All in all there’s a lot packed into this rather small package. I’ve read one other thing by this author & really enjoyed her work, so I definitely plan to read more.
Omg, this was amaaazing! This is one of those books that should absolutely be a movie, just sayin’! What a grippingly suspenseful little spy thriller, and oh my word, we are talking hot! Like seriously hot, with a generous serving of kinky. And if that’s not enough there’s genuine tenderness, humor, a great mystery that builds tantalizingly towards a highly satisfying conclusion, and a heartbreaking revelation for one character near the end of the book that briefly gave me such feelz I nearly broke down over it in public. Don’t worry, though, there’s definitely a happy ending 🙂
There are also two incredibly fantastic lead characters, both of them strong but also very vulnerable, both heroic, yet only too human. They each come with complicated emotions and a moving backstory. And they’re both extremely appealing, but in entirely different ways. For that last reason, this isn’t just an enemies-to-lovers romance, it’s also an opposites attract sort of thing, because really, each man could hardly be any less like the other . . . or so it seems. Because the more you read, the more common threads are revealed. And not to be too trite & all “in the end we’re all the same” about it, but it’s the combination of all this that makes them such a great couple, makes them, in fact, actually so perfect for each other that it felt to me quite “meant to be”. And that’s something I have a real soft spot for in romance, because it’s one of those supposedly “fantasy” elements that I actually find to be very true to life – or at least it has been in my experience.

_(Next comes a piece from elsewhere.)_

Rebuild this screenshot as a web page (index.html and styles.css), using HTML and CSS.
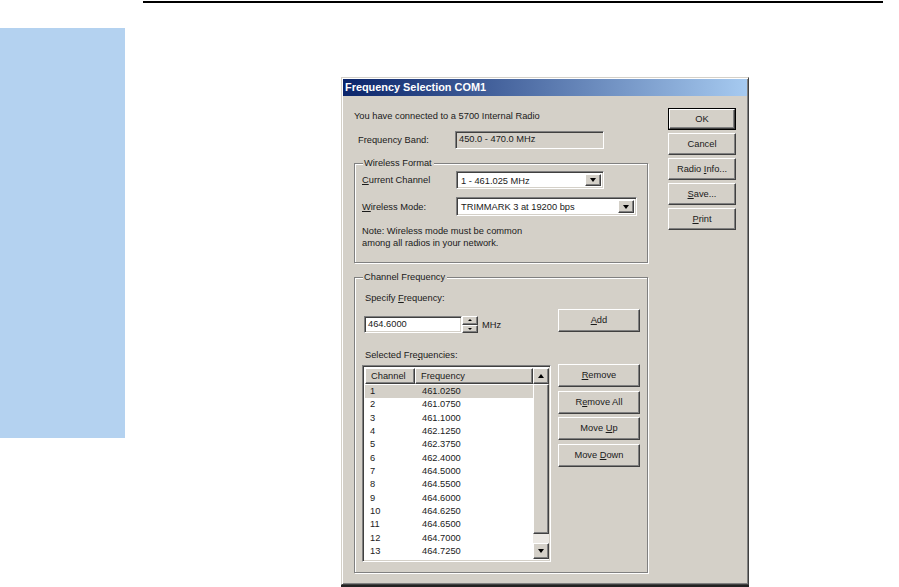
FILE: index.html
```html
<!DOCTYPE html>
<html>
<head>
<meta charset="utf-8">
<link rel="stylesheet" href="styles.css">
</head>
<body>
<div class="page">
  <div class="topline"></div>
  <div class="stage">
    <div class="sidebar"></div>
    <div class="dialog">
      <div class="titlebar">Frequency Selection COM1</div>
      <div class="client">
        <div class="main">
          <div class="intro">You have connected to a 5700 Internal Radio</div>
          <div class="bandrow">
            <span class="bandlbl">Frequency Band:</span>
            <div class="field sunken">450.0 - 470.0 MHz</div>
          </div>

          <div class="group wf">
            <span class="legend">Wireless Format</span>
            <div class="frow r1">
              <span class="flbl"><u>C</u>urrent Channel</span>
              <div class="combo sunken c1"><span class="ctext">1 - 461.025 MHz</span><span class="dbtn raised"><i class="tri-down"></i></span></div>
            </div>
            <div class="frow r2">
              <span class="flbl"><u>W</u>ireless Mode:</span>
              <div class="combo sunken c2"><span class="ctext">TRIMMARK 3 at 19200 bps</span><span class="dbtn raised"><i class="tri-down"></i></span></div>
            </div>
            <div class="note">Note: Wireless mode must be common<br>among all radios in your network.</div>
          </div>

          <div class="group cf">
            <span class="legend">Channel Frequency</span>
            <div class="cfrow">
              <div class="cfleft">
                <div class="lbl">Specify <u>F</u>requency:</div>
                <div class="editrow">
                  <div class="edit sunken">464.6000</div>
                  <div class="spin">
                    <span class="sbtn raised"><i class="tri-up sm"></i></span>
                    <span class="sbtn raised"><i class="tri-down sm"></i></span>
                  </div>
                  <span class="unit">MHz</span>
                </div>
              </div>
              <div class="btn addbtn raised"><u>A</u>dd</div>
            </div>
            <div class="cfrow2">
              <div class="cfleft">
                <div class="lbl sel">Selected Fre<u>q</u>uencies:</div>
                <div class="listbox sunken">
                  <div class="lvmain">
                    <div class="lvhead">
                      <span class="hcell h1 raised">Channel</span>
                      <span class="hcell h2 raised">Frequency</span>
                    </div>
                    <div class="rows">
                      <div class="lrow selrow"><span class="cn">1</span><span class="fq">461.0250</span></div>
                      <div class="lrow"><span class="cn">2</span><span class="fq">461.0750</span></div>
                      <div class="lrow"><span class="cn">3</span><span class="fq">461.1000</span></div>
                      <div class="lrow"><span class="cn">4</span><span class="fq">462.1250</span></div>
                      <div class="lrow"><span class="cn">5</span><span class="fq">462.3750</span></div>
                      <div class="lrow"><span class="cn">6</span><span class="fq">462.4000</span></div>
                      <div class="lrow"><span class="cn">7</span><span class="fq">464.5000</span></div>
                      <div class="lrow"><span class="cn">8</span><span class="fq">464.5500</span></div>
                      <div class="lrow"><span class="cn">9</span><span class="fq">464.6000</span></div>
                      <div class="lrow"><span class="cn">10</span><span class="fq">464.6250</span></div>
                      <div class="lrow"><span class="cn">11</span><span class="fq">464.6500</span></div>
                      <div class="lrow"><span class="cn">12</span><span class="fq">464.7000</span></div>
                      <div class="lrow"><span class="cn">13</span><span class="fq">464.7250</span></div>
                    </div>
                  </div>
                  <div class="vscroll">
                    <span class="sarrow raised"><i class="tri-up"></i></span>
                    <span class="thumb raised"></span>
                    <span class="track"></span>
                    <span class="sarrow raised"><i class="tri-down"></i></span>
                  </div>
                </div>
              </div>
              <div class="sidebtns">
                <div class="btn raised"><u>R</u>emove</div>
                <div class="btn raised">R<u>e</u>move All</div>
                <div class="btn raised">Move <u>U</u>p</div>
                <div class="btn raised">Move <u>D</u>own</div>
              </div>
            </div>
          </div>
        </div>

        <div class="buttons">
          <div class="defbtn"><div class="btn raised">OK</div></div>
          <div class="btn raised">Cancel</div>
          <div class="btn raised">Radio <u>I</u>nfo...</div>
          <div class="btn raised"><u>S</u>ave...</div>
          <div class="btn raised"><u>P</u>rint</div>
        </div>
      </div>
    </div>
  </div>
</div>
</body>
</html>
```

FILE: styles.css
```css
html, body {
  margin: 0;
  padding: 0;
  background: #fff;
}
body {
  width: 899px;
  height: 587px;
  overflow: hidden;
  font-family: "Liberation Sans", Arial, sans-serif;
  font-size: 9.3px;
  color: #1a1a1a;
}
u { text-decoration: underline; text-underline-offset: 1px; }

.topline {
  margin: 1px 0 0 143px;
  width: 740px;
  height: 2px;
  background: #000;
}
.stage {
  display: flex;
  align-items: flex-start;
}
.sidebar {
  width: 125px;
  height: 410px;
  margin-top: 25px;
  background: #b4d2f0;
}
.dialog {
  margin-left: 216px;
  margin-top: 74px;
  width: 404px;
  height: 504px;
  padding: 1px;
  background: #d4d0c8;
  border: 1px solid;
  border-color: #d4d0c8 #404040 #404040 #d4d0c8;
  box-shadow: inset 1px 1px 0 #fff, inset -1px -1px 0 #808080, 0 3px 0 #222;
}
.titlebar {
  height: 17px;
  line-height: 17px;
  padding-left: 2px;
  background: linear-gradient(to right, #0a246a, #a6caf0);
  color: #fff;
  font-weight: bold;
  font-size: 10.9px;
  white-space: nowrap;
}

.raised {
  border: 1px solid;
  border-color: #fff #404040 #404040 #fff;
  box-shadow: inset -1px -1px 0 #808080;
  background: #d4d0c8;
  box-sizing: border-box;
}
.sunken {
  border: 1px solid;
  border-color: #808080 #fff #fff #808080;
  box-shadow: inset 1px 1px 0 #404040, inset -1px -1px 0 #d4d0c8;
  box-sizing: border-box;
}

.client {
  display: flex;
  align-items: flex-start;
}
.main {
  margin-left: 11px;
  width: 294px;
}
.intro {
  margin-top: 14px;
  height: 13px;
  line-height: 13px;
  white-space: nowrap;
}
.bandrow {
  display: flex;
  align-items: center;
  margin-top: 8px;
  padding-left: 4px;
}
.bandlbl {
  width: 97px;
}
.field {
  width: 149px;
  height: 18px;
  line-height: 15px;
  padding-left: 3px;
  background: #d4d0c8;
  white-space: nowrap;
}

.group {
  border: 1px solid #808080;
  box-shadow: inset 1px 1px 0 #fff, 1px 1px 0 #fff;
  padding: 0 7px;
}
.legend {
  display: block;
  width: max-content;
  margin: -7px 0 0 1px;
  padding: 0 2px 0 1px;
  height: 12px;
  line-height: 12px;
  background: #d4d0c8;
}
.wf {
  margin-top: 14px;
  height: 100px;
  box-sizing: border-box;
}
.frow {
  display: flex;
  align-items: center;
}
.r1 { margin-top: 2px; }
.r2 { margin-top: 8px; }
.flbl { width: 94px; white-space: nowrap; }
.combo {
  height: 18px;
  background: #fff;
  display: flex;
  align-items: stretch;
  justify-content: space-between;
  padding: 2px;
}
.c1 { width: 148px; }
.c2 { width: 181px; }
.r2 .combo { height: 19px; }
.ctext {
  padding-left: 2px;
  line-height: 14px;
  white-space: nowrap;
}
.dbtn {
  width: 16px;
  display: flex;
  align-items: center;
  justify-content: center;
}
.tri-down, .tri-up {
  display: block;
  width: 0;
  height: 0;
  border-left: 3.5px solid transparent;
  border-right: 3.5px solid transparent;
}
.tri-down { border-top: 4px solid #000; }
.tri-up { border-bottom: 4px solid #000; }
.tri-down.sm, .tri-up.sm {
  border-left-width: 2px;
  border-right-width: 2px;
}
.tri-down.sm { border-top-width: 2px; }
.tri-up.sm { border-bottom-width: 2px; }

.note {
  margin-top: 9px;
  line-height: 12px;
  white-space: nowrap;
}

.cf {
  margin-top: 14px;
  height: 296px;
  box-sizing: border-box;
  padding-left: 7px;
}
.cfrow {
  display: flex;
  align-items: flex-end;
}
.cfleft {
  width: 198px;
}
.lbl {
  margin-top: 9px;
  margin-left: 3px;
  height: 12px;
  line-height: 12px;
  white-space: nowrap;
}
.editrow {
  display: flex;
  align-items: center;
  margin-top: 12px;
  margin-left: 2px;
}
.edit {
  width: 98px;
  height: 17px;
  background: #fff;
  line-height: 15px;
  padding-left: 3px;
}
.spin {
  width: 16px;
  height: 17px;
  display: flex;
  flex-direction: column;
}
.sbtn {
  height: 8.5px;
  display: flex;
  align-items: center;
  justify-content: center;
}
.unit {
  margin-left: 4px;
}
.btn {
  height: 23px;
  line-height: 21px;
  text-align: center;
  white-space: nowrap;
}
.addbtn {
  width: 83px;
  margin-bottom: 1px;
}
.cfrow2 {
  display: flex;
  align-items: flex-start;
}
.sel {
  margin-top: 16px;
}
.listbox {
  margin-top: 4px;
  width: 189px;
  height: 197px;
  background: #fff;
  display: flex;
  padding: 2px 1px 2px 2px;
}
.lvmain {
  flex: 1;
}
.lvhead {
  display: flex;
  height: 16px;
}
.hcell {
  height: 16px;
  line-height: 14px;
  padding-left: 5px;
  white-space: nowrap;
}
.h1 { width: 50px; }
.h2 { flex: 1; }
.rows {
  margin-top: 1px;
}
.lrow {
  display: flex;
  height: 13.33px;
  line-height: 13.33px;
}
.selrow { background: #d4d0c8; }
.cn { width: 57px; padding-left: 5px; box-sizing: border-box; }
.vscroll {
  width: 16px;
  display: flex;
  flex-direction: column;
}
.sarrow {
  height: 16px;
  display: flex;
  align-items: center;
  justify-content: center;
}
.thumb {
  height: 150px;
}
.track {
  flex: 1;
  background: #ece9e4;
}
.sidebtns {
  margin-top: 31px;
  width: 83px;
  display: flex;
  flex-direction: column;
  gap: 3.5px;
}

.buttons {
  margin-left: 20px;
  margin-top: 12px;
  width: 68px;
  display: flex;
  flex-direction: column;
  gap: 3px;
}
.buttons .btn {
  height: 22px;
  line-height: 20px;
}
.defbtn {
  border: 1px solid #000;
}
.defbtn .btn {
  height: 20px;
  line-height: 18px;
}
```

I loved both characters, but I do have to admit to being really partial to Kit ❤ ❤ ❤ I mean, for one thing, if there’s ever a contest Kit would win, hands down, if for no other reason than having the most killer line in the book. And possibly in the history of killer lines. So, of course I have to quote it here. I gotta warn you though, it’s kinda spoilery for something we learn around 10% into the book – though if you’re anything like me I suspect you’ll have guessed it much earlier on (not because it’s too-easy but just, y’know, it only makes sense, assuming you’ve read the book description) – but anyway here it is, for the non-spoiler averse among us, or those who have already read the book:
“They don’t like it that I’m twice the man they’ll every be and prettier than any woman they could ever get.
What can I say? I’ve always been an overachiever.”
I mean, just . . .*ded*! Am I right? Is that, or is that not the best line ever?! Okay, technically 2 lines, 2 sentences anyway, but whatever. James Bond couldn’t even touch it. I pretty much gave it my own personal standing ovation in my living room 😀
Aanyway obviously I really loved this 😉 I’ll add that I’ve read Joanna Chambers before & always love her work, but this was my first time reading Annika Martin . . . or so I thought! Until I found out she apparently also writes romantic suspense as Carolyn Crane. I’ve only read one Crane book, the first of her The Associates series, and it was sexy & good & well written, but somehow I wasn’t in love with it. And was disappointed by that as I’d heard such great things about it from people whose tastes tend to align with mine & whose literary opinions I really respect. So I’d chalked it up to a case of maybe-this-author/series/genre(?)-just-isn’t-for-me. But I’m so blown away by this book it’s convinced me to give that series & author “brand” another try. Particularly as I’ve been hearing that the 2nd book in that series is particularly awesome.
Either way, I’ll definitely be up for the next thing by this author duo, and will be checking out more Annika Martin books as well!
Highly recommended for anybody who likes enemies-to-lovers and/or sexy, kinky espionage-flavored romantic suspense.